UP: No. I did my first world record in November 1990. At that time Pipin was completely unbeaten for three years. He was the king of freediving and when I arrived very few people were at a very high level in freediving. That was a very difficult time for me because I didn’t know how to train and I didn’t know how to prepare for a record or competition. I didn’t know when I had to start freediving to get ready for an event. I didn’t know how to train repetition and I didn’t know how to increase the depth of my dives and when I had to make the increases. I learned all these things from Mayol. No one else helped me with my technique.

AG: Have you had much contact with Pipin over the last few years?

UP: No, I didn’t have many contacts, but we’re not very friends, or strong friends. When he had the accident for his wife I wrote an email to him so he called my sister and he asked for my telephone number and he called me just 2 or 3 days after the accident. I was training in the sea with my team and some friends and plenty of people having dinner and he called me.

AG: Were there any moments in your freediving career that were turning points, i.e. one particular moment that really changed the course of your life or your freediving career?

UP: No, perhaps only in the beginning. When you spend nearly 25 years at school or university you can leave and realise that’s not what you want to do with your life. This was how I felt. I choose to pursue a career in freediving and follow the sea. That was probably the most important decision I made in my life. I can’t remember a particular moment during the last 12 years than really changed my life. It was a gradual discovery of everything. Whenever you go in the water are able to completely open your mind and understand yourself and your body. This is what I wanted. So there was no particular moment but gradually many moments together.

Umberto & Alun

AG: Do you have any regrets in your freediving career?

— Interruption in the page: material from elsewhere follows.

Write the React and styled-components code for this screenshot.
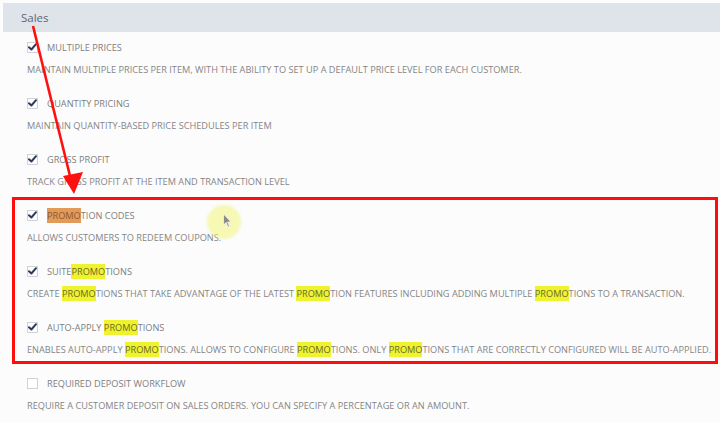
import React from "react";
import styled, { createGlobalStyle } from "styled-components";

const Global = createGlobalStyle`
  html, body { margin: 0; padding: 0; background: #fcfcfc; }
  body { font-family: "Open Sans", "Liberation Sans", sans-serif; width: 720px; height: 423px; overflow: hidden; }
`;

const Page = styled.div`
  position: relative;
  width: 720px;
  height: 423px;
  padding: 3px 0 0 3px;
  box-sizing: border-box;
  background: #fcfcfc;
`;

const Header = styled.div`
  height: 29px;
  background: #dfe4eb;
  display: flex;
  align-items: center;
  padding-left: 18px;
  font-size: 11.5px;
  color: #5c6676;
`;

const List = styled.div`
  display: flex;
  flex-direction: column;
  padding: 9px 0 0 24px;
`;

const Item = styled.div`
  display: flex;
  flex-direction: column;
  gap: 8px;
  height: 56px;
`;

const LabelRow = styled.div`
  display: flex;
  align-items: center;
  gap: 9px;
  height: 14px;
`;

const Box = styled.span`
  width: 11px;
  height: 11px;
  box-sizing: border-box;
  border: 1px solid #cfd2d6;
  background: #fff;
  position: relative;
  top: -1px;
  display: flex;
  align-items: center;
  justify-content: center;
`;

const Label = styled.span`
  font-size: 9.2px;
  color: #7e7e7e;
  line-height: 14px;
  white-space: nowrap;
`;

const Desc = styled.div`
  font-size: 9.2px;
  color: #858585;
  line-height: 14px;
  white-space: nowrap;
`;

const Mark = styled.span`
  background: ${(p) => (p.$orange ? "#e49a57" : "#eef32e")};
  color: ${(p) => (p.$orange ? "#8a5a35" : "#6d6a2a")};
  padding: 1px 0;
`;

const RedFrame = styled.div`
  position: absolute;
  left: 12px;
  top: 197px;
  width: 706px;
  height: 167px;
  box-sizing: border-box;
  border: 3px solid #ff0d0d;
  pointer-events: none;
`;

const Overlay = styled.svg`
  position: absolute;
  left: 0;
  top: 0;
  pointer-events: none;
`;

const Glow = styled.div`
  position: absolute;
  left: 207px;
  top: 205px;
  width: 34px;
  height: 34px;
  border-radius: 50%;
  background: rgba(240, 244, 120, 0.55);
  filter: blur(1.5px);
`;

function Check() {
  return (
    <svg width="9" height="8" viewBox="0 0 9 8">
      <path d="M1 4.2 L3.4 6.5 L8 1.2" fill="none" stroke="#2c3a5e" strokeWidth="2" strokeLinecap="round" strokeLinejoin="round" />
    </svg>
  );
}

function Rich({ text, orange }) {
  const parts = text.split("{P}");
  return parts.map((p, i) => (
    <React.Fragment key={i}>
      {i > 0 && <Mark $orange={orange}>PROMO</Mark>}
      {p}
    </React.Fragment>
  ));
}

const items = [
  { label: "MULTIPLE PRICES", desc: "MAINTAIN MULTIPLE PRICES PER ITEM, WITH THE ABILITY TO SET UP A DEFAULT PRICE LEVEL FOR EACH CUSTOMER.", checked: true },
  { label: "QUANTITY PRICING", desc: "MAINTAIN QUANTITY-BASED PRICE SCHEDULES PER ITEM", checked: true },
  { label: "GROSS PROFIT", desc: "TRACK GROSS PROFIT AT THE ITEM AND TRANSACTION LEVEL", checked: true },
  { label: "{P}TION CODES", desc: "ALLOWS CUSTOMERS TO REDEEM COUPONS.", checked: true, orange: true },
  { label: "SUITE{P}TIONS", desc: "CREATE {P}TIONS THAT TAKE ADVANTAGE OF THE LATEST {P}TION FEATURES INCLUDING ADDING MULTIPLE {P}TIONS TO A TRANSACTION.", checked: true },
  { label: "AUTO-APPLY {P}TIONS", desc: "ENABLES AUTO-APPLY {P}TIONS. ALLOWS TO CONFIGURE {P}TIONS. ONLY {P}TIONS THAT ARE CORRECTLY CONFIGURED WILL BE AUTO-APPLIED.", checked: true },
  { label: "REQUIRED DEPOSIT WORKFLOW", desc: "REQUIRE A CUSTOMER DEPOSIT ON SALES ORDERS. YOU CAN SPECIFY A PERCENTAGE OR AN AMOUNT.", checked: false },
];

export default function App() {
  return (
    <>
      <Global />
      <Page>
        <Header>Sales</Header>
        <List>
          {items.map((it, i) => (
            <Item key={i}>
              <LabelRow>
                <Box>{it.checked && <Check />}</Box>
                <Label><Rich text={it.label} orange={it.orange} /></Label>
              </LabelRow>
              <Desc><Rich text={it.desc} /></Desc>
            </Item>
          ))}
        </List>
        <RedFrame />
        <Glow />
        <Overlay width="720" height="423" viewBox="0 0 720 423">
          <line x1="33" y1="26" x2="71" y2="180" stroke="#ff1010" strokeWidth="2.6" />
          <polygon points="63,176 83,172 74,194" fill="#ff1010" />
          <path d="M223.5 214 L223.5 225 L226 222.5 L228 227 L229.5 226.3 L227.6 222 L231 222 Z" fill="#8a8a8a" stroke="#f4f4f4" strokeWidth="0.8" />
        </Overlay>
      </Page>
    </>
  );
}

UP: No. If I could go back 15 years I would do exactly the same things. Jaques Mayol told me many times “Remember, Umberto, when you’re old it’s better to leave only souvenirs rather than regrets”. I think I have many souvenirs and I don’t regret anything. Maybe I regret not using the monofin for constant weight!”

AG: I heard you’re close to you sister Stephania. How has she has supported you with your freediving career over the years?

UP: Stephania was like my manager. She helped me with many things, such as the organisation of records, my important contacts, dealing with my agent and organising my schedule. She was very important. I think it’s better to have a person like a sister or someone close to you as a manager, because you’re sure that the person has your best interests at heart. So I was very lucky in this sense to have my family close to me and my sister working for me. She has never worked for me 100% because she has her own job too, but I knew I could always rely on her help and that was very important psychologically. She’s still working for me now because I am travelling all the time,and so many people call her asking for information or whatever.

AG: What are your long term plans or ambitions in your life or in freediving in general?

UP: I don’t know. Probably having a little Pelizzari but I really don’t know. I’d like to have a baby but for what I’m doing now it’s not possible. I spend 8-10 months a year travelling around the world, and I like doing that. If you want to be a father you have to be there, so at the moment it’s just a fantasy belonging to my nature. I could be ready in my mind but I’m not ready in reality. That could be an important goal, more important than any world record.